La possibilità di sviluppare cementi capaci di autoripararsi, di ridurre il degrado nel tempo e di richiedere meno energia nella produzione costituisce una sfida chiave per il settore. Le ricerche guidate da Admir Masic stanno già ispirando lo sviluppo di nuovi materiali sostenibili, che reinterpretano alcune proprietà fondamentali dei cementi romani ma li adattano alle esigenze dell’edilizia moderna. Come sottolineano gli stessi autori, l’obiettivo non è imitare il passato, ma tradurlo in un linguaggio tecnologico che possa rendere le strutture future più longeve, più sicure e più rispettose dell’ambiente.
Il cantiere di Pompei fornisce la prova che la straordinaria longevità delle opere romane non è frutto del caso, ma di una sapiente combinazione di chimica, ingegneria e organizzazione del lavoro.
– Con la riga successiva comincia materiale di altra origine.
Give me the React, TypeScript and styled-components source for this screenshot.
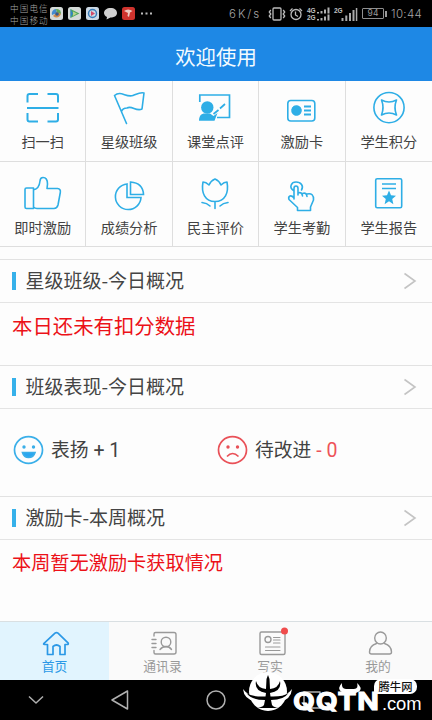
import React from 'react';
import styled, { createGlobalStyle } from 'styled-components';

const BLUE = '#2eaee6';

const GlobalStyle = createGlobalStyle`
  * { box-sizing: border-box; }
  body {
    margin: 0;
    background: #fff;
    font-family: 'Noto Sans CJK SC', 'Noto Sans', sans-serif;
    color: #424242;
  }
  svg { display: block; flex: none; overflow: visible; }
`;

const Screen = styled.div`
  position: relative;
  width: 432px;
  height: 720px;
  overflow: hidden;
  display: flex;
  flex-direction: column;
  background: #fdfdfd;
`;

const StatusBar = styled.header`
  height: 27px;
  flex: none;
  background: #000;
  color: #a6a6a6;
  display: flex;
  align-items: center;
  padding: 0 9px 0 10px;
`;

const Carriers = styled.div`
  width: 40px;
  font-size: 8.6px;
  letter-spacing: 1.1px;
  line-height: 12px;
  font-weight: 300;
  white-space: nowrap;
`;

const Tray = styled.div`
  display: flex;
  align-items: center;
  gap: 5px;
  flex: 1;
`;

const StatusText = styled.span<{ $width: number; $spacing: number }>`
  width: ${(p) => p.$width}px;
  font: 300 11.5px/16px Inter, sans-serif;
  letter-spacing: ${(p) => p.$spacing}px;
  white-space: nowrap;
  padding-top: 1px;
`;

const Indicators = styled.div`
  display: flex;
  align-items: center;
  margin-right: 4px;
`;

const TitleBar = styled.h1`
  height: 54px;
  flex: none;
  margin: 0;
  padding-top: 5px;
  background: #1e88e5;
  color: #f3fbff;
  font-size: 20.4px;
  line-height: 48px;
  font-weight: 400;
  text-align: center;
`;

const MenuGrid = styled.nav`
  flex: none;
  display: grid;
  grid-template-columns: repeat(5, 1fr);
  grid-template-rows: 81px 85px;
`;

const MenuCell = styled.a`
  display: flex;
  flex-direction: column;
  align-items: center;
  border-bottom: 1px solid #dedede;
  border-right: 1px solid #dedede;
  padding-top: 7px;
  &:nth-child(5n) { border-right: 0; }
  &:nth-child(n + 6) { padding-top: 11px; }
`;

const MenuLabel = styled.span`
  font-size: 14.2px;
  line-height: 20px;
  margin-top: 3px;
  white-space: nowrap;
  color: #424242;
  ${MenuCell}:nth-child(n + 6) & { margin-top: 4px; }
`;

const MenuIcon = styled.svg.attrs({ viewBox: '0 0 40 40', width: 40, height: 40 })`
  fill: none;
  stroke: ${BLUE};
  stroke-width: 1.6;
  stroke-linejoin: round;
  stroke-linecap: round;
`;

const Panel = styled.section<{ $height: number; $gap?: number }>`
  flex: none;
  height: ${(p) => p.$height}px;
  margin-top: ${(p) => p.$gap || 0}px;
`;

const PanelHeader = styled.div`
  height: 43.5px;
  border-top: 1.5px solid #e2e2e2;
  border-bottom: 1.5px solid #e4e4e4;
  display: flex;
  align-items: center;
  padding: 0 16px 0 12px;
`;

const Accent = styled.i`
  width: 3.5px;
  height: 18px;
  background: #36b1ea;
  margin-right: 10px;
`;

const PanelTitle = styled.h2`
  flex: 1;
  margin: -2px 0 0;
  font-size: 19px;
  line-height: 28px;
  font-weight: 400;
  color: #444;
`;

const Notice = styled.p<{ $size: number }>`
  margin: 8.5px 0 0 12px;
  font-size: ${(p) => p.$size}px;
  line-height: 28px;
  color: #ec1118;
`;

const Scores = styled.div`
  display: grid;
  grid-template-columns: 204px 1fr;
  padding: 25px 0 0 13px;
`;

const Score = styled.div`
  display: flex;
  align-items: center;
  gap: 7px;
  font-size: 18.8px;
  line-height: 30px;
  white-space: pre;
`;

const Points = styled.span<{ $negative?: boolean }>`
  font-family: Roboto, sans-serif;
  font-size: 19.5px;
  color: ${(p) => (p.$negative ? '#ee5359' : 'inherit')};
`;

const TabBar = styled.nav`
  height: 59px;
  flex: none;
  margin-top: auto;
  display: grid;
  grid-template-columns: 109px 107px 108px 108px;
  background: #fafafa;
  border-top: 1px solid #d9dfe2;
`;

const Tab = styled.a<{ $active?: boolean }>`
  display: flex;
  flex-direction: column;
  align-items: center;
  padding-top: 8px;
  font-size: 12.8px;
  line-height: 15px;
  color: ${(p) => (p.$active ? '#2b98e6' : '#999')};
  background: ${(p) => (p.$active ? '#e1f4fe' : 'transparent')};
`;

const TabIcon = styled.svg.attrs({ viewBox: '0 0 28 28', width: 28, height: 28 })`
  fill: none;
  stroke: currentColor;
  stroke-width: 1.4;
  stroke-linejoin: round;
  stroke-linecap: round;
`;

const SystemNav = styled.footer`
  height: 40px;
  flex: none;
  background: #000;
  display: grid;
  grid-template-columns: 72px 96px 96px 96px 72px;
  align-items: center;
  justify-items: center;
  svg { fill: none; stroke: #b0b0b0; stroke-width: 1.5; stroke-linejoin: round; }
`;

const Watermark = styled.div`
  position: absolute;
  left: 243px;
  top: 671px;
  display: flex;
  color: #fff;
`;

const Brand = styled.div`
  display: flex;
  align-items: baseline;
  margin: 22px 0 0 1px;
  line-height: 18px;
`;

const BrandName = styled.span`
  width: 89px;
  font: 700 24px/18px Inter, sans-serif;
  letter-spacing: 0.6px;
  -webkit-text-stroke: 1px #fff;
  transform: scaleX(1.18);
  transform-origin: left;
`;

const BrandSuffix = styled.span`
  font: 18.4px/17px 'Liberation Sans', sans-serif;
  letter-spacing: -0.1px;
`;

const Horns = styled.svg`
  position: absolute;
  left: 95px;
  top: 11px;
`;

const Bubble = styled.span`
  position: absolute;
  left: 131px;
  top: 8px;
  width: 43px;
  height: 15px;
  border-radius: 7px 7px 7px 3px;
  background: #fff;
  color: #111;
  font-size: 11.3px;
  line-height: 14px;
  text-align: center;
  font-weight: 500;
`;

const menu: { label: string; icon: React.ReactNode }[] = [
  {
    label: '扫一扫',
    icon: (
      <g strokeWidth="2" strokeLinecap="butt">
        <path d="M4.500 14.500V8Q4.500 6 6.500 6H15M24.500 6H33Q35 6 35 8V14.500M4.500 25V31.500Q4.500 33.500 6.500 33.500H15M24.500 33.500H33Q35 33.500 35 31.500V25M4 20H35.500" />
      </g>
    ),
  },
  {
    label: '星级班级',
    icon: <path d="M5.500 7.500L17.500 35.500M5.500 7.500C12 2 17 10 24 7.500C28 6 31 4 35 5L33 21C27 24 23 17 18 20C15 20 13 22 12.500 23.500" />,
  },
  {
    label: '课堂点评',
    icon: (
      <g strokeLinecap="butt" strokeLinejoin="miter">
        <path d="M4.800 14V7H34.500V29.500H22M30 16L25 20.500M23.500 22L18.500 26" strokeWidth="1.700" />
        <circle cx="12.300" cy="19.500" r="6.200" fill={BLUE} stroke="none" />
        <path d="M4 32.800C4 28 6 25.500 10 25.500H15L18.500 28L22.500 25L19.500 32.800Z" fill={BLUE} stroke="none" />
      </g>
    ),
  },
  {
    label: '激励卡',
    icon: (
      <g>
        <rect x="5.800" y="12.500" width="27" height="20.500" rx="3" />
        <circle cx="14.500" cy="22.500" r="4.500" fill={BLUE} strokeDasharray="1 1" />
        <path d="M22 18.500H29M22 22.500H29M22 26.500H29" strokeWidth="1.900" strokeLinecap="butt" />
      </g>
    ),
  },
  {
    label: '学生积分',
    icon: (
      <g strokeWidth="1.600">
        <circle cx="20" cy="19.600" r="15.100" />
        <path d="M12.500 12Q20 16 27.500 12Q24.500 19.500 27.500 27Q20 23 12.500 27Q15.500 19.500 12.500 12Z" />
      </g>
    ),
  },
  {
    label: '即时激励',
    icon: (
      <path d="M3.500 15H10.500V35.500H3.500Q2 35.500 2 34V16.500Q2 15 3.500 15ZM10.500 17C15 16 16.500 13 17 8Q17.200 4.500 20 4.500Q24.500 4.500 24.500 11L24 15.500H34.500Q38 16 37.300 19.500L35 32Q34 35.500 31 35.500H14Q12 35.500 10.500 34" />
    ),
  },
  {
    label: '成绩分析',
    icon: (
      <g strokeLinejoin="miter">
        <path d="M18 11A12.800 12.800 0 1 0 32 24.500H18Z" />
        <path d="M21.500 9V21.500H34.500Q34 10 21.500 9Z" />
      </g>
    ),
  },
  {
    label: '民主评价',
    icon: (
      <path d="M20 28.500V35.500M20 28.500C10 28.500 6 20 8 9Q11 9 14 12Q16 7.500 20 6Q24 7.500 26 12Q29 9 32 9C34 20 30 28.500 20 28.500M7 29.500Q12 30 15 33M33 29.500Q28 30 25 33" />
    ),
  },
  {
    label: '学生考勤',
    icon: (
      <path d="M11.500 17.500C6.500 14 9.500 9 14 9C19 9 22 13 19.500 17M12 26V15.500Q12 13 14 13Q16 13 16 15.500V22M16 20Q20 18.500 20.500 23M20.500 20.500Q24.500 19 25 23.500M25 21Q32 19.500 31.500 27L28.500 34V37.500H15.500V34.500L7 26.500Q6 24 8 23Q10 22.500 12 25" />
    ),
  },
  {
    label: '学生报告',
    icon: (
      <g>
        <rect x="6.700" y="5.800" width="26" height="29" rx="1.500" />
        <path d="M13 11H27M13 15.500H27" strokeLinecap="butt" />
        <path d="M20 17.500L22 22.200L27 22.700L23.200 26L24.400 31.200L20 28.300L15.600 31.200L16.800 26L13 22.700L18 22.200Z" fill={BLUE} stroke="none" />
      </g>
    ),
  },
];

const Chevron = () => (
  <svg width="12" height="18" viewBox="0 0 12 18" fill="none" stroke="#c4c4c4" strokeWidth="1.600">
    <path d="M0.500 1.500L11 9L0.500 16.500" />
  </svg>
);

const SectionHeader = ({ title }: { title: string }) => (
  <PanelHeader>
    <Accent />
    <PanelTitle>{title}</PanelTitle>
    <Chevron />
  </PanelHeader>
);

const Face = ({ sad }: { sad?: boolean }) => (
  <svg width="31" height="30" viewBox="0 0 31 30" fill="none" stroke={sad ? '#e95158' : '#3aafe9'} strokeWidth="1.700">
    <ellipse cx="15.500" cy="15" rx="14" ry="13.400" />
    <g fill={sad ? '#e95158' : '#3aafe9'} stroke="none">
      <circle cx="11" cy="12" r="1.700" />
      <circle cx="20.500" cy="12" r="1.700" />
    </g>
    {sad ? <path d="M10 21.500Q15.500 15.500 21.500 21.500" /> : <path d="M9.500 17.500H22Q20.500 22.500 15.500 22.500Q11 22.500 9.500 17.500Z" fill="#2aa6f0" />}
  </svg>
);

const TrayIcons = () => (
  <Tray>
    <svg width="13" height="13" viewBox="0 0 13 13">
      <rect width="13" height="13" rx="2.500" fill="#d5dad8" />
      <path d="M2 8A4.500 4.500 0 0 1 6 2L7 6Z" fill="#438bd0" />
      <path d="M6 2A4.500 4.500 0 0 1 11 7L7 6Z" fill="#61a757" />
      <path d="M3 9Q8 13 11 7L7 5Z" fill="#d18a4a" />
      <circle cx="7" cy="7" r="1.800" fill="#34598a" />
    </svg>
    <svg width="13" height="13" viewBox="0 0 13 13">
      <rect width="13" height="13" rx="2.500" fill="#d5dad8" />
      <path d="M2.500 2L11.500 6.500L2.500 11Z" fill="#52a75f" />
      <path d="M2.500 2L5 6.500L2.500 11Z" fill="#3283c6" />
      <path d="M5 4.500L9 6.500L5 9Z" fill="#b9d48a" />
    </svg>
    <svg width="13" height="13" viewBox="0 0 13 13">
      <rect width="13" height="13" rx="2.500" fill="#ccd9e5" />
      <circle cx="6.500" cy="6.500" r="4" fill="none" stroke="#397cb9" strokeWidth="1.500" />
      <path d="M5 4L9 6.500L5 9Z" fill="#d14b6a" />
    </svg>
    <svg width="13" height="13" viewBox="0 0 13 13">
      <path d="M6.500 1C10.500 1 13 3 13 6C13 9 10 10.500 6.500 10.500L2.500 12.500L3 10C1 9 0 7.500 0 6C0 3 3 1 6.500 1Z" fill="#d0d0d0" />
    </svg>
    <svg width="13" height="13" viewBox="0 0 13 13">
      <rect width="13" height="13" rx="2.500" fill="#cf332d" />
      <path d="M2 4Q6 1 10.500 4L8 5.500L7 10L5.500 9L6 6Z" fill="#efcac1" />
    </svg>
    <svg width="12" height="3" viewBox="0 0 12 3" fill="#bbb">
      <path d="M1 .5h2v2h-2zM5.500 .5h2v2h-2zM10 .5h2v2h-2z" />
    </svg>
  </Tray>
);

const Network = styled.span`
  font: 700 6.5px/7px 'Liberation Sans', sans-serif;
  width: 9px;
  color: #c0c0c0;
`;

const SignalStack = styled.div`
  display: flex;
  align-items: flex-start;
  margin-left: 4px;
`;

const SmallSignal = styled.div`
  display: flex;
  flex-direction: column;
`;

const Battery = styled.span`
  width: 22px;
  height: 11px;
  margin-left: 5px;
  border: 1px solid #8f8f8f;
  border-radius: 1px;
  font: 8.5px/9px Inter, sans-serif;
  text-align: center;
  color: #999;
`;

const BatteryTip = styled.i`
  width: 2px;
  height: 6px;
  margin-left: 1px;
  background: #999;
`;

const Bars = () => (
  <svg width="14" height="7" viewBox="0 0 14 7" fill="#b0b0b0">
    <path d="M1 5h2v1.500h-2zM4.500 4h2v2.500h-2zM8 2.500h2v4h-2zM11.500 .5h2v6h-2z" />
  </svg>
);

export default function App() {
  return (
    <>
      <GlobalStyle />
      <Screen>
        <StatusBar>
          <Carriers>
            <div>中国电信</div>
            <div>中国移动</div>
          </Carriers>
          <TrayIcons />
          <StatusText $width={39} $spacing={2}>6K/s</StatusText>
          <Indicators>
            <svg width="18" height="14" viewBox="0 0 18 14" fill="none" stroke="#bbb" strokeWidth="1.300">
              <rect x="5" y="1" width="8" height="12" rx="1" />
              <path d="M2.800 3L1.300 5L2.800 7L1.300 9L2.800 11M15.200 3L16.700 5L15.200 7L16.700 9L15.200 11" />
            </svg>
            <svg width="17" height="14" viewBox="0 0 17 14" fill="none" stroke="#bbb" strokeWidth="1.300">
              <circle cx="10" cy="7.500" r="5" />
              <path d="M9.500 4.500V8L12 9.500M4 4L6.500 1.500M13.500 1.500L16 4" />
            </svg>
            <SignalStack>
              <SmallSignal>
                <Network>4G</Network>
                <Network>2G</Network>
              </SmallSignal>
              <SmallSignal>
                <Bars />
                <Bars />
              </SmallSignal>
            </SignalStack>
            <SignalStack>
              <Network>2G</Network>
              <svg width="14" height="14" viewBox="0 0 14 14" fill="#aaa">
                <path d="M-1.500 11h2v3h-2zM2.300 8.500h2v5.500h-2zM6 6h2v8h-2zM9.500 3h2v11h-2zM12.800 1h1.500v13h-1.500z" />
              </svg>
            </SignalStack>
            <Battery>94</Battery>
            <BatteryTip />
          </Indicators>
          <StatusText $width={32} $spacing={0.35}>10:44</StatusText>
        </StatusBar>
        <TitleBar>欢迎使用</TitleBar>
        <MenuGrid>
          {menu.map((item) => (
            <MenuCell key={item.label}>
              <MenuIcon>{item.icon}</MenuIcon>
              <MenuLabel>{item.label}</MenuLabel>
            </MenuCell>
          ))}
        </MenuGrid>
        <Panel $height={106} $gap={12}>
          <SectionHeader title="星级班级-今日概况" />
          <Notice $size={20.4}>本日还未有扣分数据</Notice>
        </Panel>
        <Panel $height={131}>
          <SectionHeader title="班级表现-今日概况" />
          <Scores>
            <Score>
              <Face />
              <span>表扬<Points> + 1</Points></span>
            </Score>
            <Score>
              <Face sad />
              <span>待改进<Points $negative> - 0</Points></span>
            </Score>
          </Scores>
        </Panel>
        <Panel $height={124}>
          <SectionHeader title="激励卡-本周概况" />
          <Notice $size={19.2}>本周暂无激励卡获取情况</Notice>
        </Panel>
        <TabBar>
          <Tab $active>
            <TabIcon>
              <path d="M5.500 14.500H3.500Q2 14.500 3 13.300L14 3.200Q15.500 2 17 3.200L27 12.800Q28 14.500 26 14.500H24V24.500H19V16.500Q15.500 13.500 12 16.500V24.500H6.500V14.500" strokeWidth="1.700" />
            </TabIcon>
            首页
          </Tab>
          <Tab>
            <TabIcon>
              <path d="M5 6V4Q5 2.500 6.500 2.500H25Q27 2.500 27 4.500V22Q27 24 25 24H6.500Q5 24 5 22.500V20.500M3 9.500H7M3 13.500H7M3 17.500H7" />
              <circle cx="17" cy="12" r="4.800" />
              <path d="M11 19.500Q13.500 16.500 17 16.500Q20.500 16.500 22.500 19.500" />
            </TabIcon>
            通讯录
          </Tab>
          <Tab>
            <TabIcon>
              <rect x="4" y="2" width="25" height="22.500" rx="1.500" />
              <circle cx="12" cy="9.500" r="3" />
              <path d="M17.500 7.500H24M17.500 10H24M17.500 13H24M9.500 17H24M9.500 20.500H24" strokeWidth="1.100" />
              <circle cx="28.500" cy="1" r="3.500" fill="#f04c4c" stroke="none" />
            </TabIcon>
            写实
          </Tab>
          <Tab>
            <TabIcon>
              <ellipse cx="16.500" cy="8" rx="5.800" ry="6" />
              <path d="M12.500 13.500C8 15 5.500 18 5.500 22Q5.500 24 7.500 24H25.500Q27.500 24 27.500 22C27.500 18 25 15 20.500 13.500" />
            </TabIcon>
            我的
          </Tab>
        </TabBar>
        <SystemNav>
          <svg width="16" height="10" viewBox="0 0 16 10"><path d="M1 1.500L8 8L15 1.500" /></svg>
          <svg width="20" height="20" viewBox="0 0 20 20"><path d="M17.500 1V19L2 10Z" /></svg>
          <svg width="20" height="20" viewBox="0 0 20 20"><circle cx="10" cy="10" r="9" /></svg>
          <svg width="18" height="18" viewBox="0 0 18 18"><rect x="1" y="1" width="16" height="16" /></svg>
        </SystemNav>
        <Watermark>
          <svg width="49" height="42" viewBox="0 0 49 42">
            <ellipse cx="25" cy="20.500" rx="19" ry="19.500" fill="#fff" />
            <path d="M0 18Q1 29 14 31H36Q48 29 49 18Q44 25 35 25H14Q5 25 0 18Z" fill="#fff" />
            <path d="M3.500 22Q9 26 22.500 25.500L23 22Q11 20 13 10Q15 17.500 23 18L23.500 8L25 4L26.500 8L27 18Q35 17.500 37 10Q39 20 27 22L27.500 25.500Q40 26 45.500 22Q41 29 28 29L29 34Q31 36.500 36 37H13Q19 36.500 21 34L22 29Q8 29 3.500 22Z" fill="#000" />
          </svg>
          <Brand>
            <BrandName>QQTN</BrandName>
            <BrandSuffix>.com</BrandSuffix>
          </Brand>
          <Horns width="24" height="14" viewBox="0 0 24 14">
            <path d="M4 1Q-1 6 3 9.500Q7 12 12 12T21 9.500Q25 6 19 1Q21 6.500 16 7H8Q3 6.500 4 1Z" fill="#fff" />
          </Horns>
          <Bubble>腾牛网</Bubble>
        </Watermark>
      </Screen>
    </>
  );
}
La conferma dell’uso diffuso del hot mixing e la ricostruzione dettagliata dei processi di produzione del cemento rivelano un patrimonio tecnico che, dopo duemila anni, continua a insegnare e a sorprendere. In un’epoca in cui la sostenibilità è una priorità globale, guardare al passato può diventare il modo più efficace per costruire il futuro.